Mike’s Movie Review – Monster

Firesmith Movie Review

If you have never watched the police interviews you should, because they tell you everything you will ever need to know. Aileen Wuornos sits in front of the detective and laughs, or cries, or curses, or prays, like a flip book character sped up or slowed down by some unseen hand.  Wuornos is as stable as boiling oil in a hailstorm. You cannot help but walk away believing that woman is capable of murder and just as incapable of understanding what it means.

“Monster” the 2003 movie written and directed by Patty Jenkins takes us all down to Wournos’ level, and holds us there for the better part of two hours. Charlize Theron slips inside of Wournos’s skin like a doppelganger and she won an Oscar for it. It’s hard to believe it’s Theron in there, and it’s hard to imagine what it was like. “I watched a lot of film” Theron said when how she asked how she managed to become that character. And if you watch the police
interviews you can see that Theron did.

The movie guides the viewer through a side of life in the Sunshine State that excludes Mouse Ear Hats and Princesses. There are no tourists here. There are no happy endings. There is the harsh reality that life is process, and at one point Wournes is rebuffed by a potential employer, who says, “…When the beach party is over, you don’t get to say, “You know what? Now I think I’d like to have what everybody else has worked their entire life for.” It doesn’t work that way.”

Was Wuornos guilty of killing seven men? The film says she was, and she confessed to the murders. It’s easy to believe she did, and convenient. All the evidence, most of it circumstantial, points to Wuornos, but we will never really know. All the killings took place, if you believe what you’re told, between one woman and her victim. The weapon was never found, but the Florida coast is a very large place.

I’m not here trying to make some sort of argument that Wuornos was innocent of the crimes, or that her execution was anything but a bit of mercy for everyone involved. But unlike most movies whose subjects are serial killers who are captured, tried, and put to death, “Monster” leaves you with the feeling terrible things have happened and nothing, nothing at all, was done to make anything better at all.

I watch this movie every once in a while to remind me there are monsters, and not all of them are things we can see.

Take Care,
Mike

Monster (2003)  –  Rated R

Take Care,
Mike

 

Mike writes regularly at his site:  The Hickory Head Hermit

12 thoughts on “Mike’s Movie Review – Monster”

  1. Always thought Charlize was a hottie until I watched Monster… Couldn’t look at her for about two years after watching this.

  2. Monster is the movie I hate to love, or love to hate. I can’t argue it was good. But it leaves a VERY bad taste in my mouth.

    Sadly, Aileen, or at least Charlize Theron’s portrayal of Aileen reminded me, in skin-crawling accuracy, of my mother. My mother was not a prostitute, or a murderer, but the WAY she did things, the reasoning behind things. Like a macabre butterfly, flitting from one screw up to the next, with no recollection or lesson learned from the past screw ups.

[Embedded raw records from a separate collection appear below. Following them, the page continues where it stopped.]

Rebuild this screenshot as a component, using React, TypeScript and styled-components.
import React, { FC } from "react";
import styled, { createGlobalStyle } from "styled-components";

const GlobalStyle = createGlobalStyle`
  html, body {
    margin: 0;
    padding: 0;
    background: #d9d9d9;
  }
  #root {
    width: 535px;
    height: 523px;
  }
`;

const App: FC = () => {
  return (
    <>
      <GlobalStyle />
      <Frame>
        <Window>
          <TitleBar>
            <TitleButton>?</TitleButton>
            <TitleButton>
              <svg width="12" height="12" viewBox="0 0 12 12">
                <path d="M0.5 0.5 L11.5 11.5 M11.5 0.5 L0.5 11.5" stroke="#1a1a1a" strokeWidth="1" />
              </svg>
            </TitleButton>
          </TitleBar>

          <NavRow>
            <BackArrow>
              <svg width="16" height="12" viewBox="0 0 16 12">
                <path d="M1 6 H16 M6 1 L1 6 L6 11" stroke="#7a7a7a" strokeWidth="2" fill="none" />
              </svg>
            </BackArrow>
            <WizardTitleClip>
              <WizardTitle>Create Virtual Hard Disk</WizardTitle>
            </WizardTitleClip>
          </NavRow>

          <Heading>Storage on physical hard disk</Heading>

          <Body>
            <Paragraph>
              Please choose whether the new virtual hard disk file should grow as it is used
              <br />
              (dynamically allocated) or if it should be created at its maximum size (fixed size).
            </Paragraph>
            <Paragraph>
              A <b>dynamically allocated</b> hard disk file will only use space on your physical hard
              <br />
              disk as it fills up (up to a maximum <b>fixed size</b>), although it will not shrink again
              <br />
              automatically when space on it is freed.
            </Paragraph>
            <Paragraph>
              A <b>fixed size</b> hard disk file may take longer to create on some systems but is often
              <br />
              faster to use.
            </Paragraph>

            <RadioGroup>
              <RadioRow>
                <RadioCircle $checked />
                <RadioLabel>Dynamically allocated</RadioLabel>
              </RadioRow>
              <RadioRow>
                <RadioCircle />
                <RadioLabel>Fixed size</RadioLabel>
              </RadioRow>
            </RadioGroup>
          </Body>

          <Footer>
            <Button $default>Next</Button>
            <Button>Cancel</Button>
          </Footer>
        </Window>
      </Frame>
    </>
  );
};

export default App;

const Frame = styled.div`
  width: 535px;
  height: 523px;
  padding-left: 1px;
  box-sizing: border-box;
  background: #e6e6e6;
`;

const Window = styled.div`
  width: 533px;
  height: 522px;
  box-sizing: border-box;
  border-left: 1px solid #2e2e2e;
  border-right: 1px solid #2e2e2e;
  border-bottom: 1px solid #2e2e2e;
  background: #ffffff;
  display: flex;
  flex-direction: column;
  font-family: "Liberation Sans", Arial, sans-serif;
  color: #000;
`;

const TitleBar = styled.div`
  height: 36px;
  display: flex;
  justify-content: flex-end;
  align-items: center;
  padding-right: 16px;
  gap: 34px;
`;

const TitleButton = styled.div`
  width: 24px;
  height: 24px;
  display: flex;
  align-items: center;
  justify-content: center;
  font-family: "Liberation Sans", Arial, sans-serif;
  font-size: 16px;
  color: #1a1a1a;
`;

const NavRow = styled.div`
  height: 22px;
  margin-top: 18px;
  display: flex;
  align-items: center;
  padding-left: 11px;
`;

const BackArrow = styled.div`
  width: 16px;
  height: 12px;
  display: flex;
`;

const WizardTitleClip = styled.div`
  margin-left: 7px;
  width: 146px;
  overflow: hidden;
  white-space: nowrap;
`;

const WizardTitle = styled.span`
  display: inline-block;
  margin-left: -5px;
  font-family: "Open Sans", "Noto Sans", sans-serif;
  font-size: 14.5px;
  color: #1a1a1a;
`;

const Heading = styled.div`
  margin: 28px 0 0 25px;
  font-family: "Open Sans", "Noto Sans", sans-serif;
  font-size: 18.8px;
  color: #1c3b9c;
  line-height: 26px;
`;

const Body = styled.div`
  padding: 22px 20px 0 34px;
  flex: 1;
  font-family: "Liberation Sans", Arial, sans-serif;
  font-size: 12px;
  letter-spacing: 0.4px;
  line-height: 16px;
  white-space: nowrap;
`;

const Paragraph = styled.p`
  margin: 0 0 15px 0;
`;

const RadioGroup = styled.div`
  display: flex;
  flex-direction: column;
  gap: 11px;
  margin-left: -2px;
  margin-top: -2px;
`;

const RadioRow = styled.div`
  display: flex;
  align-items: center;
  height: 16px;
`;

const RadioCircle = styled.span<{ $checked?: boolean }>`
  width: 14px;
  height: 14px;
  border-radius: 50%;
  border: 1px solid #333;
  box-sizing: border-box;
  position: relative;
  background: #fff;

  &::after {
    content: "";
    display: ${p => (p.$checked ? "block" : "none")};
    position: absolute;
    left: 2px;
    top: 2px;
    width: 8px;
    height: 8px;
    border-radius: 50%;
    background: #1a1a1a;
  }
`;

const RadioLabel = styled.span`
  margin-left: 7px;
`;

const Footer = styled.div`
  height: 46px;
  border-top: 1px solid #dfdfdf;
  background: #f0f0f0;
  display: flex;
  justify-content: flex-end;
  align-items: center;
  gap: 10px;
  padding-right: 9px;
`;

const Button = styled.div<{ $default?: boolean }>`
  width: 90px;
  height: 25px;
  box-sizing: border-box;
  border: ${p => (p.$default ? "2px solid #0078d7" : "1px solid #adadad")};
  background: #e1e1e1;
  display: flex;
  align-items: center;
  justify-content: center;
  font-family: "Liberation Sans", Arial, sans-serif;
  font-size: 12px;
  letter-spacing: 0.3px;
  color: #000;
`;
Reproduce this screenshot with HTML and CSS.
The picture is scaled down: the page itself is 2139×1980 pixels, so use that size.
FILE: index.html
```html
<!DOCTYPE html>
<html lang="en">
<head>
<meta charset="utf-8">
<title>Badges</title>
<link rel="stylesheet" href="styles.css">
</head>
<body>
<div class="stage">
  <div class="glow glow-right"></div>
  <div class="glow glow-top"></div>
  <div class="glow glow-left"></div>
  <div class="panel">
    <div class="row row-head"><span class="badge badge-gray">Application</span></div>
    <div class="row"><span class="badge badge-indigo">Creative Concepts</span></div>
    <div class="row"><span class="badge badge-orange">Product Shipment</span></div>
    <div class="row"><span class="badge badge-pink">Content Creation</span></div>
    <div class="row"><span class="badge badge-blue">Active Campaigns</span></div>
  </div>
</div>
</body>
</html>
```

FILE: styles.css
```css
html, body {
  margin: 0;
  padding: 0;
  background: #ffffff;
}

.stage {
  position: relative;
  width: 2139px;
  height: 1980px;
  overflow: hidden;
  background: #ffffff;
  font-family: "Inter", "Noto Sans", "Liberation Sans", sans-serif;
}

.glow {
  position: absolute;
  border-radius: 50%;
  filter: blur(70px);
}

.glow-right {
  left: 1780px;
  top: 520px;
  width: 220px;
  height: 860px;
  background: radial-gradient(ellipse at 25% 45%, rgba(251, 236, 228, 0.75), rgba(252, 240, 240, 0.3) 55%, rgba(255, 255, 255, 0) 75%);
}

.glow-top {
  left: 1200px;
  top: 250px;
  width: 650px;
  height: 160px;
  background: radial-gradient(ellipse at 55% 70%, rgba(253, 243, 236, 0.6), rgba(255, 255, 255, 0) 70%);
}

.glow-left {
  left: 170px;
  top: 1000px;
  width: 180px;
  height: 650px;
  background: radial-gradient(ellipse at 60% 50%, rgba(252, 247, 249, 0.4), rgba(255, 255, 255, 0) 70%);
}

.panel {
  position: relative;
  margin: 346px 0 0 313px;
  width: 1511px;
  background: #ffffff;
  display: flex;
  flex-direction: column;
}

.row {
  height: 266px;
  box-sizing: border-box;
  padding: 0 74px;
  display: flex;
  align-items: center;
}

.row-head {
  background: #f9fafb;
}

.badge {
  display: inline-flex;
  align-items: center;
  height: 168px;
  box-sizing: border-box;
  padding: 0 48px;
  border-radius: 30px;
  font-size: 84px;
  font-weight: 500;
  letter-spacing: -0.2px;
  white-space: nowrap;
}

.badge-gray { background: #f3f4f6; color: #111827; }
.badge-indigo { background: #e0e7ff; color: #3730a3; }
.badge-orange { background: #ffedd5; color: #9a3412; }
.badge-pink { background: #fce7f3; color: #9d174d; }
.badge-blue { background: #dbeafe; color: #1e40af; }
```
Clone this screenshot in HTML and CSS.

    I’ve watched the movie twice. It was all I can handle. To think of watching it again makes my chest tighten.

    My mother has been in the ground for ten years now. I don’t miss her. But, more important than that: I don’t BLAME her. Monster taught me that at least. We are made by our experiences. Aileen, and my mother, didn’t start off being bad people, they just sort of fell into it without a better path to take.

    RIP to them both.

  3. An Oscar well deserved, I thought Ms. Theron did a fantastic job in that movie. I happen to own this one. I’ve loaned it out a few times, every time I get it back the person I’ve loaned it to is blown away. One of my favorite movies, not for the grisly subject matter, but for the fine acting.

  4. It’s an excellent film, because it makes you squirm the whole way through. Charlize is perfect in the role. I haven’t watched it in a while, and have been meaning to of late. Thanks for the reminder.